■ SUPPLIED MATERIAL ■

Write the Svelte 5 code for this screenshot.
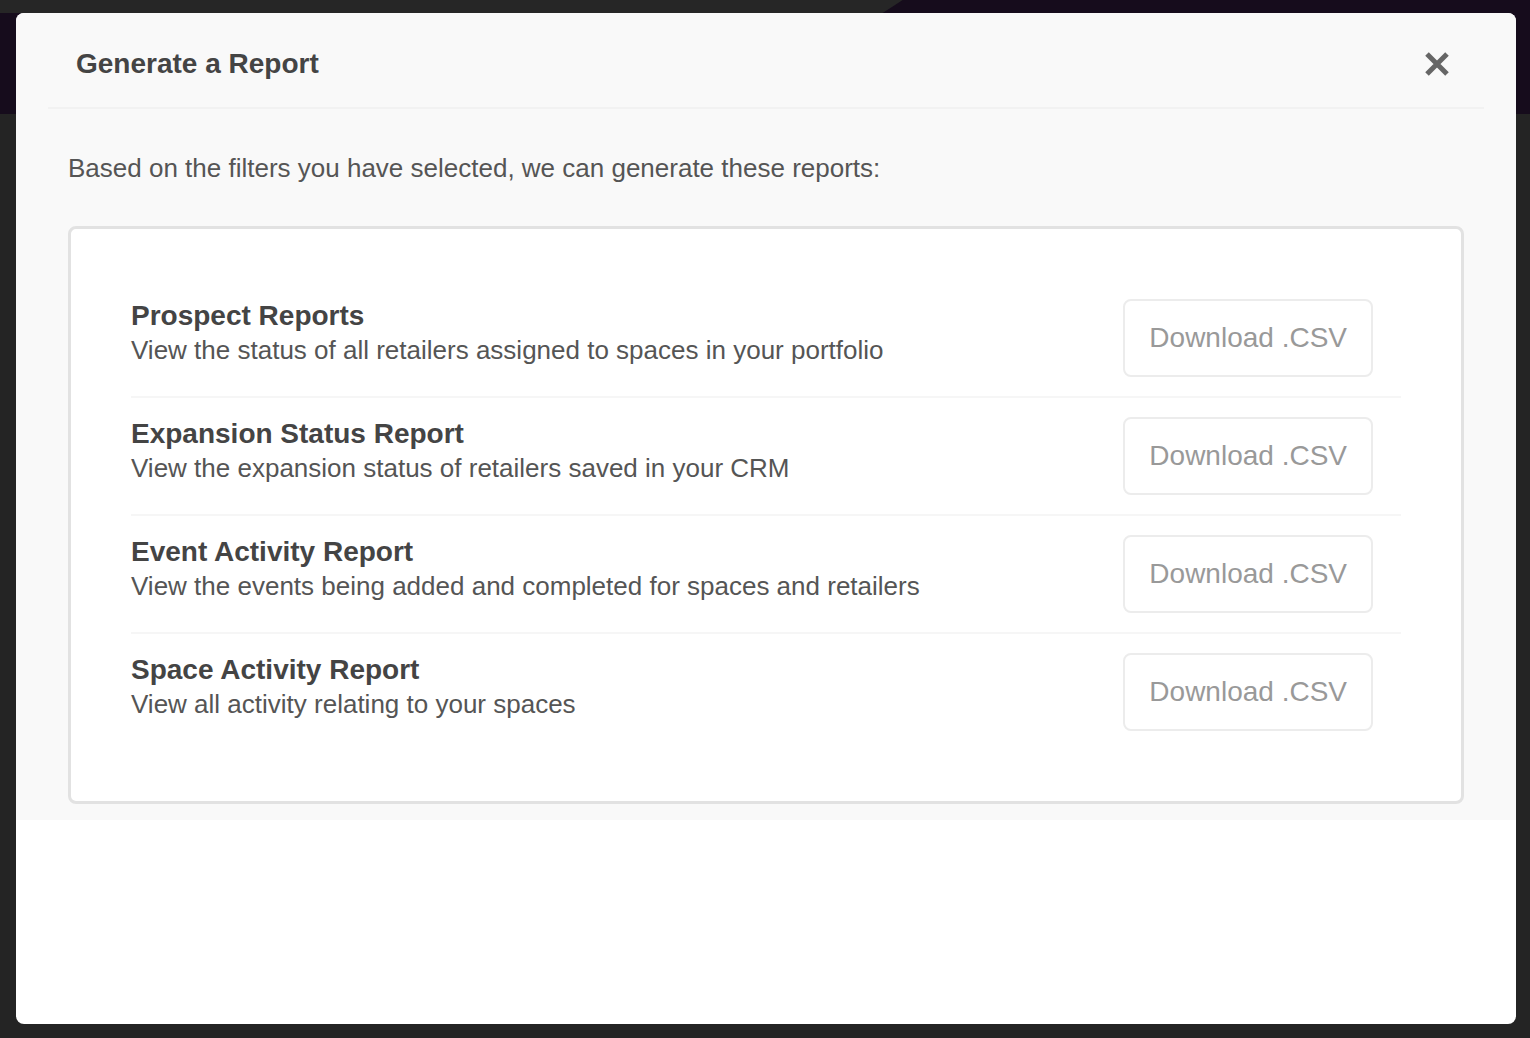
<script lang="ts">
  type Report = { id: string; title: string; description: string };

  const reports: Report[] = [
    {
      id: "prospect",
      title: "Prospect Reports",
      description: "View the status of all retailers assigned to spaces in your portfolio",
    },
    {
      id: "expansion",
      title: "Expansion Status Report",
      description: "View the expansion status of retailers saved in your CRM",
    },
    {
      id: "events",
      title: "Event Activity Report",
      description: "View the events being added and completed for spaces and retailers",
    },
    {
      id: "spaces",
      title: "Space Activity Report",
      description: "View all activity relating to your spaces",
    },
  ];
</script>

<div class="backdrop">
  <div class="app-bar" aria-hidden="true"><div class="tab"></div></div>

  <div class="modal" role="dialog" aria-modal="true" aria-labelledby="modal-title">
    <div class="content">
      <header>
        <h1 id="modal-title">Generate a Report</h1>
        <button class="close" aria-label="Close">
          <svg viewBox="0 0 28 28" width="28" height="28" aria-hidden="true">
            <path d="M4 4L24 24M24 4L4 24" />
          </svg>
        </button>
      </header>

      <p class="intro">Based on the filters you have selected, we can generate these reports:</p>

      <ul class="reports">
        {#each reports as report (report.id)}
          <li>
            <div class="info">
              <h2 id={report.id}>{report.title}</h2>
              <p>{report.description}</p>
            </div>
            <button class="download" aria-describedby={report.id}>Download .CSV</button>
          </li>
        {/each}
      </ul>
    </div>
  </div>
</div>

<style>
  :global(body) {
    margin: 0;
    background: #242424;
  }

  .backdrop {
    position: relative;
    box-sizing: border-box;
    min-height: 100vh;
    padding: 13px 14px 14px 16px;
    display: flex;
    background: #242424;
    font-family: "Liberation Sans", Arial, Helvetica, sans-serif;
    font-size: 26px;
    line-height: 34px;
    color: #555;
  }

  /* page header showing behind the modal */
  .app-bar {
    position: absolute;
    inset: 0 0 auto;
    height: 114px;
    background: #160c1c;
  }
  .tab {
    width: 59%;
    height: 13px;
    background: #262626;
    clip-path: polygon(0 0, 100% 0, calc(100% - 20px) 100%, 0 100%);
  }

  .modal {
    position: relative;
    flex: 1;
    min-width: 0;
    overflow: hidden;
    border-radius: 8px;
    background: #fff;
  }
  .content {
    padding-bottom: 16px;
    background: #f9f9f9;
  }

  header {
    display: flex;
    align-items: center;
    justify-content: space-between;
    margin: 0 32px;
    padding: 34px 30px 26px 28px;
    border-bottom: 2px solid #f2f2f2;
  }
  h1,
  h2,
  p {
    margin: 0;
  }
  h1,
  h2 {
    font-size: 28px;
    font-weight: 700;
    color: #444;
  }

  button {
    font: inherit;
    cursor: pointer;
  }
  button:focus-visible {
    outline: 2px solid #777;
    outline-offset: 2px;
  }

  .close {
    display: flex;
    padding: 3px;
    border: 0;
    background: none;
  }
  .close path {
    fill: none;
    stroke: #666;
    stroke-width: 5;
  }

  .intro {
    padding: 42px 52px 41px;
  }

  .reports {
    margin: 0 52px;
    padding: 51px 60px;
    list-style: none;
    border: 3px solid #e2e2e2;
    border-radius: 8px;
    background: #fff;
  }
  li {
    display: flex;
    align-items: flex-start;
    justify-content: space-between;
    gap: 24px;
    padding: 19px 28px 19px 0;
    border-bottom: 2px solid #f6f6f6;
  }
  li:last-child {
    border-bottom: 0;
  }

  .download {
    flex: none;
    padding: 20px 24px;
    border: 2px solid #ececec;
    border-radius: 8px;
    background: #fff;
    color: #999;
    font-size: 28px;
  }
</style>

■ YOUR TASK ■
Except for the pictures, give all the material above again verbatim.

■ RESPONSE TO THIS EXERCISE ■
Write the Svelte 5 code for this screenshot.
<script lang="ts">
  type Report = { id: string; title: string; description: string };

  const reports: Report[] = [
    {
      id: "prospect",
      title: "Prospect Reports",
      description: "View the status of all retailers assigned to spaces in your portfolio",
    },
    {
      id: "expansion",
      title: "Expansion Status Report",
      description: "View the expansion status of retailers saved in your CRM",
    },
    {
      id: "events",
      title: "Event Activity Report",
      description: "View the events being added and completed for spaces and retailers",
    },
    {
      id: "spaces",
      title: "Space Activity Report",
      description: "View all activity relating to your spaces",
    },
  ];
</script>

<div class="backdrop">
  <div class="app-bar" aria-hidden="true"><div class="tab"></div></div>

  <div class="modal" role="dialog" aria-modal="true" aria-labelledby="modal-title">
    <div class="content">
      <header>
        <h1 id="modal-title">Generate a Report</h1>
        <button class="close" aria-label="Close">
          <svg viewBox="0 0 28 28" width="28" height="28" aria-hidden="true">
            <path d="M4 4L24 24M24 4L4 24" />
          </svg>
        </button>
      </header>

      <p class="intro">Based on the filters you have selected, we can generate these reports:</p>

      <ul class="reports">
        {#each reports as report (report.id)}
          <li>
            <div class="info">
              <h2 id={report.id}>{report.title}</h2>
              <p>{report.description}</p>
            </div>
            <button class="download" aria-describedby={report.id}>Download .CSV</button>
          </li>
        {/each}
      </ul>
    </div>
  </div>
</div>

<style>
  :global(body) {
    margin: 0;
    background: #242424;
  }

  .backdrop {
    position: relative;
    box-sizing: border-box;
    min-height: 100vh;
    padding: 13px 14px 14px 16px;
    display: flex;
    background: #242424;
    font-family: "Liberation Sans", Arial, Helvetica, sans-serif;
    font-size: 26px;
    line-height: 34px;
    color: #555;
  }

  /* page header showing behind the modal */
  .app-bar {
    position: absolute;
    inset: 0 0 auto;
    height: 114px;
    background: #160c1c;
  }
  .tab {
    width: 59%;
    height: 13px;
    background: #262626;
    clip-path: polygon(0 0, 100% 0, calc(100% - 20px) 100%, 0 100%);
  }

  .modal {
    position: relative;
    flex: 1;
    min-width: 0;
    overflow: hidden;
    border-radius: 8px;
    background: #fff;
  }
  .content {
    padding-bottom: 16px;
    background: #f9f9f9;
  }

  header {
    display: flex;
    align-items: center;
    justify-content: space-between;
    margin: 0 32px;
    padding: 34px 30px 26px 28px;
    border-bottom: 2px solid #f2f2f2;
  }
  h1,
  h2,
  p {
    margin: 0;
  }
  h1,
  h2 {
    font-size: 28px;
    font-weight: 700;
    color: #444;
  }

  button {
    font: inherit;
    cursor: pointer;
  }
  button:focus-visible {
    outline: 2px solid #777;
    outline-offset: 2px;
  }

  .close {
    display: flex;
    padding: 3px;
    border: 0;
    background: none;
  }
  .close path {
    fill: none;
    stroke: #666;
    stroke-width: 5;
  }

  .intro {
    padding: 42px 52px 41px;
  }

  .reports {
    margin: 0 52px;
    padding: 51px 60px;
    list-style: none;
    border: 3px solid #e2e2e2;
    border-radius: 8px;
    background: #fff;
  }
  li {
    display: flex;
    align-items: flex-start;
    justify-content: space-between;
    gap: 24px;
    padding: 19px 28px 19px 0;
    border-bottom: 2px solid #f6f6f6;
  }
  li:last-child {
    border-bottom: 0;
  }

  .download {
    flex: none;
    padding: 20px 24px;
    border: 2px solid #ececec;
    border-radius: 8px;
    background: #fff;
    color: #999;
    font-size: 28px;
  }
</style>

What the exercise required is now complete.